#BZFriday: Mighty IKE’s all-female legal team sets a big precedent

By Lt. Kate Shumway, USS Dwight D. Eisenhower (CVN 69) Last summer, the legal department aboard the Nimitz-class aircraft carrier […]

By Lt. Kate Shumway, USS Dwight D. Eisenhower (CVN 69)

Last summer, the legal department aboard the Nimitz-class aircraft carrier USS Dwight D. Eisenhower (CVN 69) became the ship’s only all-female department. While all-female workplaces are increasingly common today, they are still the exception on Navy ships. The eight-person legal department aboard IKE has set the standard, which doesn’t surprise any of the Sailors assigned to it.
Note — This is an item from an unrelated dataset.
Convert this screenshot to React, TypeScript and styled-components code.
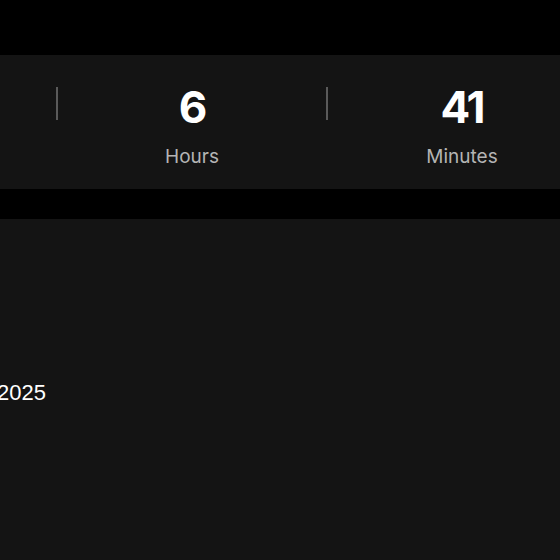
import * as React from 'react'
import styled, { createGlobalStyle } from 'styled-components'

const GlobalStyle = createGlobalStyle`
  html, body {
    margin: 0;
    padding: 0;
    background: #000000;
    overflow: hidden;
  }
  body {
    font-family: Inter, "Noto Sans", sans-serif;
    color: #ffffff;
  }
`
const Page = styled.div`
  width: 560px;
  height: 560px;
  overflow: hidden;
  display: flex;
  flex-direction: column;
  padding-top: 55px;
  box-sizing: border-box;
`
const CountdownPanel = styled.section`
  background: #141414;
  height: 134px;
  display: flex;
  padding-left: 56px;
  flex-shrink: 0;
`
const Unit = styled.div`
  width: 270px;
  display: flex;
  flex-shrink: 0;
`
const Divider = styled.span`
  width: 2px;
  height: 33px;
  margin-top: 32px;
  background: #5a5a5a;
  flex-shrink: 0;
`
const UnitBody = styled.div`
  flex: 1;
  display: flex;
  flex-direction: column;
  align-items: center;
  padding-top: 27px;
`
const Value = styled.div`
  font-size: 44px;
  font-weight: 700;
  line-height: 50px;
  letter-spacing: -2px;
  color: #ffffff;
`
const Label = styled.div`
  font-size: 19px;
  line-height: 24px;
  margin-top: 13px;
  color: #b4b4b4;
`
const Gap = styled.div`
  height: 30px;
  flex-shrink: 0;
`
const InfoPanel = styled.section`
  background: #141414;
  flex: 1;
  padding-top: 160px;
`
const DateText = styled.div`
  font-family: "Liberation Sans", Arial, sans-serif;
  font-size: 22px;
  line-height: 28px;
  margin-left: -3px;
  color: #ffffff;
`

interface IUnit {
  value: string
  label: string
}

const units: IUnit[] = [
  { value: '6', label: 'Hours' },
  { value: '41', label: 'Minutes' }
]

export default function App() {
  return (
    <Page>
      <GlobalStyle />
      <CountdownPanel>
        {units.map(unit => (
          <Unit key={unit.label}>
            <Divider />
            <UnitBody>
              <Value>{unit.value}</Value>
              <Label>{unit.label}</Label>
            </UnitBody>
          </Unit>
        ))}
      </CountdownPanel>
      <Gap />
      <InfoPanel>
        <DateText>2025</DateText>
      </InfoPanel>
    </Page>
  )
}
“The legal community in the civilian world has always been on the forefront of inclusion and equal opportunity,” said Chief Legalman Tara Harris, the department’s leading chief petty officer. “It makes sense that the Judge Advocate General’s Corps is leading the pack when it comes to retaining female Sailors.”
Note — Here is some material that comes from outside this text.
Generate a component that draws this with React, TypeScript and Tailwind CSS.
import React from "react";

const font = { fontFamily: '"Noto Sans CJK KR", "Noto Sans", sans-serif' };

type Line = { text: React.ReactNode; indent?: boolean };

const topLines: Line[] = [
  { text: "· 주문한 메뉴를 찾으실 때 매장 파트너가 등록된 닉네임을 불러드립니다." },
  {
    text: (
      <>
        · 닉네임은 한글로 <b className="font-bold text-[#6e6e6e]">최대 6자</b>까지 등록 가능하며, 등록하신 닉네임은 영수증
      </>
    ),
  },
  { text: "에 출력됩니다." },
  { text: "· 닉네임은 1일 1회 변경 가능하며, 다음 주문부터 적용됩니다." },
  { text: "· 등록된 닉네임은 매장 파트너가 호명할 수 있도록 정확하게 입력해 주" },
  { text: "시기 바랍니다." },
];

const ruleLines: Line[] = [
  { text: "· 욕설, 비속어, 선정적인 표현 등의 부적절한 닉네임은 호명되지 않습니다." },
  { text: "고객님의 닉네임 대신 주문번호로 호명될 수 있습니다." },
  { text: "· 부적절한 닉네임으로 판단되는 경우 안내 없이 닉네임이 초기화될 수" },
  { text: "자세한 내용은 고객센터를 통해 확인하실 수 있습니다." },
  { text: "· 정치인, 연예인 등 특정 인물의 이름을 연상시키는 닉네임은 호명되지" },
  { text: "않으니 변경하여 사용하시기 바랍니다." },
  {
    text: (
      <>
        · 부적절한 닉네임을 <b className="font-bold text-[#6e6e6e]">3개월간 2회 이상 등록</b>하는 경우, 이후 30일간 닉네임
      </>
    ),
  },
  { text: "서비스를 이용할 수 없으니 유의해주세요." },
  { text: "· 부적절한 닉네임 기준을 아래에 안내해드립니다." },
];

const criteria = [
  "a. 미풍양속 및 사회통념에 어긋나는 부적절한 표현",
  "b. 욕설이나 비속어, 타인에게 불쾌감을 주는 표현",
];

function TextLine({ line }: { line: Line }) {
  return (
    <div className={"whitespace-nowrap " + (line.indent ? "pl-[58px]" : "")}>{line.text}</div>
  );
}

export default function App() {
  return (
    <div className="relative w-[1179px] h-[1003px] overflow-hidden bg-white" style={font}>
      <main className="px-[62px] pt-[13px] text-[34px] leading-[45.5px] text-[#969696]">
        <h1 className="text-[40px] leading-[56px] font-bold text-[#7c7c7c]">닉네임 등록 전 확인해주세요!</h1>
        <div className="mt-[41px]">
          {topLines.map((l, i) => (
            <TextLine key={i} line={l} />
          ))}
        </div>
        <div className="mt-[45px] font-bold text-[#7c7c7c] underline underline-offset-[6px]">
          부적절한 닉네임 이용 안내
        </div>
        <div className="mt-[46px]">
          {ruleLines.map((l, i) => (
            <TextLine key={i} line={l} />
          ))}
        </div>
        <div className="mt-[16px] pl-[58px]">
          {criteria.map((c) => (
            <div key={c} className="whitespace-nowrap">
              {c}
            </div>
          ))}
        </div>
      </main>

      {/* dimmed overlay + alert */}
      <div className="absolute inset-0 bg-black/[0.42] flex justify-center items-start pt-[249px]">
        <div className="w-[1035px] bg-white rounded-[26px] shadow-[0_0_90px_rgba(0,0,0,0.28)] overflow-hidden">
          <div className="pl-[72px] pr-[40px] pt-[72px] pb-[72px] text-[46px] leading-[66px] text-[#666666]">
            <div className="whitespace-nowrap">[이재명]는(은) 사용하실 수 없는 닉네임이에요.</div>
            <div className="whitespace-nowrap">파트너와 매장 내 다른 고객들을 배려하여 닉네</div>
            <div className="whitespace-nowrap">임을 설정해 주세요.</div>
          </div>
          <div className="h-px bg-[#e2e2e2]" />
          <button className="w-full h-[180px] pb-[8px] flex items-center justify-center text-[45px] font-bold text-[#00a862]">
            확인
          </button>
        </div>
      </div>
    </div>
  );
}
But the gender of the Sailors in the legal department is not what makes the team great, according to the department’s senior officer, Lt. Cmdr. Jenny Pike, known aboard as “Judge.” “Our team is made up of talented, hard-working Sailors that amaze me every day,” she said, adding, “These women form a formidable legal team for the IKE.”

Legalman 2nd Class Lanee Fry Jones processes non-judicial punishments and administrative separations in the legal office aboard the aircraft carrier USS Dwight D. Eisenhower (CVN 69).

This landmark event occurred exactly 70 years after Congress passed the Women’s Armed Service Integration Act, which allowed women to permanently serve in the armed forces following World War II. Legalman 3rd Class Dionesha Simmons arrived aboard IKE last summer after completing legalman training at Naval Justice School. She said, “Although I did not expect to serve in an all-female department when I enlisted, I’m excited about what this means for the future of the Navy.”

IKE has always been on the cutting edge as far as integration and inclusion of female Sailors is concerned. In 1994, the ship was the first combatant vessel to integrate women into its crew, when she completed a six-month deployment with more than 400 women aboard. Currently, over 1,100 women serve aboard IKE, making up more than one-third of ship’s company.

Capt. Kyle Higgins, IKE’s commanding officer, said the trend shows how much the Navy values a diverse, professional workforce. “The Navy excels at taking people from many backgrounds and making them shipmates,” he said. “Diversity makes us a more effective, resilient, and dynamic force. I am proud to command the IKE during this ground-breaking ‘first,’ but I look forward to a time when it is considered routine and just part of how we do everyday business.”